Stepping into Kotte, you’ll find it an ancient fortress surrounded by water with stream-formed ‘lakes’ and associated marshes known as the Diyawanna Oya. Here one can enjoy the soft breeze, as did the 15th Century royals on a tiny brick path or boat. The location is known for hosting the Island’s uniquely designed parliament and of course being the administrative capital. Amidst the urban skyline this is a wetland and wildlife sanctuary in the heart of the Western Province.
The Diyawanna Oya includes a tree-studded, shaded and cool strip of land, which is the Diyawanna Oya Park, a comparatively recent creation. It is evidence of the enhancement to the greening of the area, a good place-encouraged by friendly seating, to get an impression of this part of the lake.

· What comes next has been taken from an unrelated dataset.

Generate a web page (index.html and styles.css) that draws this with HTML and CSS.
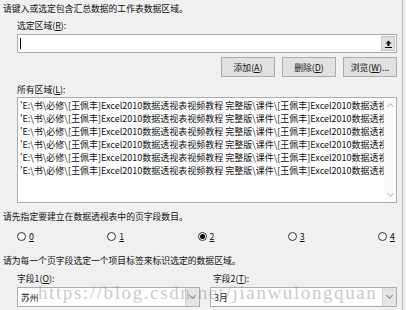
FILE: index.html
```html
<!DOCTYPE html>
<html lang="zh-CN">
<head>
  <meta charset="UTF-8">
  <meta name="viewport" content="width=device-width, initial-scale=1.0">
  <title>数据透视表和数据透视图向导</title>
  <link rel="stylesheet" href="styles.css">
</head>
<body>
  <div class="dialog">
    <p class="prompt">请键入或选定包含汇总数据的工作表数据区域。</p>

    <div class="group">
      <div class="field-label">选定区域(<u>R</u>):</div>
      <div class="ref-input">
        <span class="caret"></span>
        <button class="collapse" title="折叠对话框">
          <svg width="7" height="8" viewBox="0 0 7 8">
            <path d="M3.5 0.5 L6.5 3.5 H4.5 V6 H2.5 V3.5 H0.5 Z" fill="#000"/>
            <rect x="0" y="7" width="7" height="1" fill="#000"/>
          </svg>
        </button>
      </div>

      <div class="actions">
        <button class="btn">添加(<u>A</u>)</button>
        <button class="btn">删除(<u>D</u>)</button>
        <button class="btn">浏览(<u>W</u>)...</button>
      </div>

      <div class="field-label list-label">所有区域(<u>L</u>):</div>
      <div class="listbox">
        <ul class="ranges">
          <li>'E:\书\必修\[王佩丰]Excel2010数据透视表视频教程 完整版\课件\[王佩丰]Excel2010数据透视表视频教程</li>
          <li>'E:\书\必修\[王佩丰]Excel2010数据透视表视频教程 完整版\课件\[王佩丰]Excel2010数据透视表视频教程</li>
          <li>'E:\书\必修\[王佩丰]Excel2010数据透视表视频教程 完整版\课件\[王佩丰]Excel2010数据透视表视频教程</li>
          <li>'E:\书\必修\[王佩丰]Excel2010数据透视表视频教程 完整版\课件\[王佩丰]Excel2010数据透视表视频教程</li>
          <li>'E:\书\必修\[王佩丰]Excel2010数据透视表视频教程 完整版\课件\[王佩丰]Excel2010数据透视表视频教程</li>
          <li>'E:\书\必修\[王佩丰]Excel2010数据透视表视频教程 完整版\课件\[王佩丰]Excel2010数据透视表视频教程</li>
        </ul>
        <div class="scrollbar">
          <span class="arrow up"></span>
          <span class="arrow down"></span>
        </div>
      </div>
    </div>

    <p class="prompt">请先指定要建立在数据透视表中的页字段数目。</p>
    <div class="radios">
      <label class="radio"><span class="dot"></span><u>0</u></label>
      <label class="radio"><span class="dot"></span><u>1</u></label>
      <label class="radio"><span class="dot checked"></span><u>2</u></label>
      <label class="radio"><span class="dot"></span><u>3</u></label>
      <label class="radio"><span class="dot"></span><u>4</u></label>
    </div>

    <p class="prompt">请为每一个页字段选定一个项目标签来标识选定的数据区域。</p>
    <div class="fields">
      <div class="field">
        <div class="field-label">字段1(<u>O</u>):</div>
        <div class="combo">
          <span class="combo-value">苏州</span>
          <span class="combo-btn"></span>
        </div>
      </div>
      <div class="field second">
        <div class="field-label">字段2(<u>T</u>):</div>
        <div class="combo">
          <span class="combo-value">3月</span>
          <span class="combo-btn"></span>
        </div>
      </div>
    </div>

    <div class="watermark">https://blog.csdn.net/jianwulongquan</div>
  </div>
</body>
</html>
```

FILE: styles.css
```css
* {
  margin: 0;
  padding: 0;
  box-sizing: border-box;
}

body {
  font-family: "Noto Sans CJK SC", "Noto Sans", sans-serif;
  font-size: 8.8px;
  line-height: 13px;
  color: #111;
  background-color: #f0f0f0;
  width: 406px;
  height: 310px;
  overflow: hidden;
}

.dialog {
  position: relative;
  width: 403px;
  height: 310px;
  padding: 2px 0 0 3px;
  border-right: 1px solid #b9b9b9;
}

u {
  text-decoration: underline;
  text-underline-offset: 1px;
}

.prompt {
  height: 13px;
  white-space: nowrap;
}

.group {
  padding-left: 14px;
  width: 394px;
}

.field-label {
  height: 13px;
  margin-top: 4px;
}

.ref-input {
  display: flex;
  align-items: center;
  justify-content: space-between;
  height: 19px;
  margin-top: 2px;
  padding: 0 1px 0 2px;
  background: #fff;
  border: 1px solid #abadb3;
}

.caret {
  width: 1px;
  height: 11px;
  background: #000;
}

.collapse {
  display: flex;
  align-items: center;
  justify-content: center;
  width: 14px;
  height: 15px;
  background: #e1e1e1;
  border: 1px solid #c4c4c4;
}

.actions {
  display: flex;
  justify-content: flex-end;
  gap: 7px;
  margin-top: 4px;
}

.btn {
  width: 54px;
  height: 20px;
  font-family: inherit;
  font-size: 8.8px;
  color: #111;
  background: #e1e1e1;
  border: 1px solid #adadad;
}

.list-label {
  margin-top: 6px;
}

.listbox {
  display: flex;
  height: 106px;
  margin-top: 1px;
  background: #fff;
  border: 1px solid #abadb3;
}

.ranges {
  flex: 1;
  list-style: none;
  overflow: hidden;
  padding: 1px 0 0 2px;
}

.ranges li {
  height: 13px;
  font-size: 9px;
  white-space: nowrap;
  overflow: hidden;
}

.scrollbar {
  display: flex;
  flex-direction: column;
  justify-content: space-between;
  align-items: center;
  width: 12px;
  padding: 4px 0;
  background: #fafafa;
}

.arrow {
  width: 5px;
  height: 5px;
  border-left: 1px solid #c2c2c2;
  border-top: 1px solid #c2c2c2;
}

.arrow.up {
  transform: translateY(2px) rotate(45deg);
}

.arrow.down {
  transform: translateY(-2px) rotate(225deg);
}

.group + .prompt {
  margin-top: 7px;
}

.radios {
  display: flex;
  justify-content: space-between;
  width: 394px;
  height: 13px;
  margin-top: 7px;
  padding-left: 14px;
}

.radio {
  display: flex;
  align-items: center;
  gap: 3px;
  width: 19px;
}

.dot {
  display: flex;
  align-items: center;
  justify-content: center;
  width: 9px;
  height: 9px;
  border: 1px solid #333;
  border-radius: 50%;
  background: #fff;
}

.dot.checked::after {
  content: "";
  width: 5px;
  height: 5px;
  border-radius: 50%;
  background: #000;
}

.radios + .prompt {
  margin-top: 11px;
}

.fields {
  display: grid;
  grid-template-columns: 183px 187px;
  gap: 10px;
  padding-left: 14px;
  margin-top: 1px;
}

.field.second .field-label {
  padding-left: 3px;
}

.combo {
  display: flex;
  justify-content: space-between;
  align-items: center;
  height: 20px;
  margin-top: 2px;
  padding-left: 3px;
  background: #fff;
  border: 1px solid #abadb3;
}

.combo-btn {
  position: relative;
  width: 14px;
  height: 18px;
  background: #e5e5e5;
  border-left: 1px solid #d4d4d4;
}

.combo-btn::after {
  content: "";
  position: absolute;
  left: 4px;
  top: 5px;
  width: 4px;
  height: 4px;
  border-right: 1px solid #888;
  border-bottom: 1px solid #888;
  transform: rotate(45deg);
}

.watermark {
  position: absolute;
  left: 38px;
  top: 283px;
  font-family: "Liberation Serif", serif;
  font-size: 19px;
  line-height: 20px;
  letter-spacing: 1.6px;
  color: rgba(150, 150, 150, 0.5);
  white-space: nowrap;
  pointer-events: none;
}
```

Over the centuries a great deal of change has occurred in the extent and shape of the Diyawanna Oya wetland, the most significant being the 1980s dredging to create the five-hectare island of Duwa to house the New Parliament Complex, which opened in 1982. The shape of the lake today is long and thin, with protrusions and depressions, the most predominant being the artificial island south of centre with its causeway to the shore.
Scorching rays of the sun may discourage visitors during the day, but its surroundings are a much visited locality for relaxation and family outings during the cool dusk. The new walking and jogging track around the lake attracts many fitness-buffs for a daily jog or walk, especially at dawn. It’s the coveted breath of fresh air that city dwellers yearn.
Over the blue-arched bridge that crosses the lake, is the Diyatha Uyana, the market and restaurant hub of the Diyawanna Oya. The flower show, sale of plants among other goods and small restaurants are a fixed function. The weekly ‘Good Market’ in between attracts hordes of visitors to the vicinity due to its authentic and organic appeal. Many items that can only be found beyond the city limits of Colombo can be found here during fairs. On the opposite shore is a new addition, a vintage train engine with a complement of assorted wagons.
The wetland environmental value attached to the Diyawanna Oya is incalculable. Most of the area surrounding the parliament complex consists of low-lying freshwater marshland. Habitats as diverse as lotus-filled ponds, outcrops of shrub land, grasslands lightly flooded during the monsoon, and the grey mudflats of old, can be found here.
True natural beauty lies near the Diyatha Uyana edge of the lake, where the wetland is dominated by a small tree with pretty white flowers, the South Indian Plum (Syzygium caryophyllatum), known in Sinhala as dan. It is a threatened species found in abundance here surrounded by myriad water plants such as reeds, ferns and lilies.
Resident species to be seen at Diyawanna Oya include the spectacular Spot-billed Pelican (Pelecanus Philippenses), with the characteristic long bill and large throat pouch. The Diyawanna Oya is home to both the Little Cormorant (Phalacrocorax niger) and the slightly larger Indian Cormorant (Phalacrocorax fuscicollis). Visitors who take a boat ride may, if they are lucky, witness a cormorant making its headlong dive into the water.
In addition, you may see the White-breasted Waterhen (Amaurornis phoenicurus), which makes loud and repetitive croaking calls after rain; the small, squat Little Grebe (Tachybaptus ruficollis); or the gregarious Lesser Whistling Duck (Dendrocygna javanica). The Indian Pond Heron (Ardeola grayii) has a streaked olive and brown plumage and has the habit of standing very still for long periods while hunting fish. The Purple Heron (Ardea purpurea) is also an inhabitant of the Diyawanna Oya.
A suburban wetland to savour, the Diyawanna is both a body of water that refreshes and a park that provides relaxing stimulation to the desk bound city dwellers. So take an evening stroll here and enjoy the environs.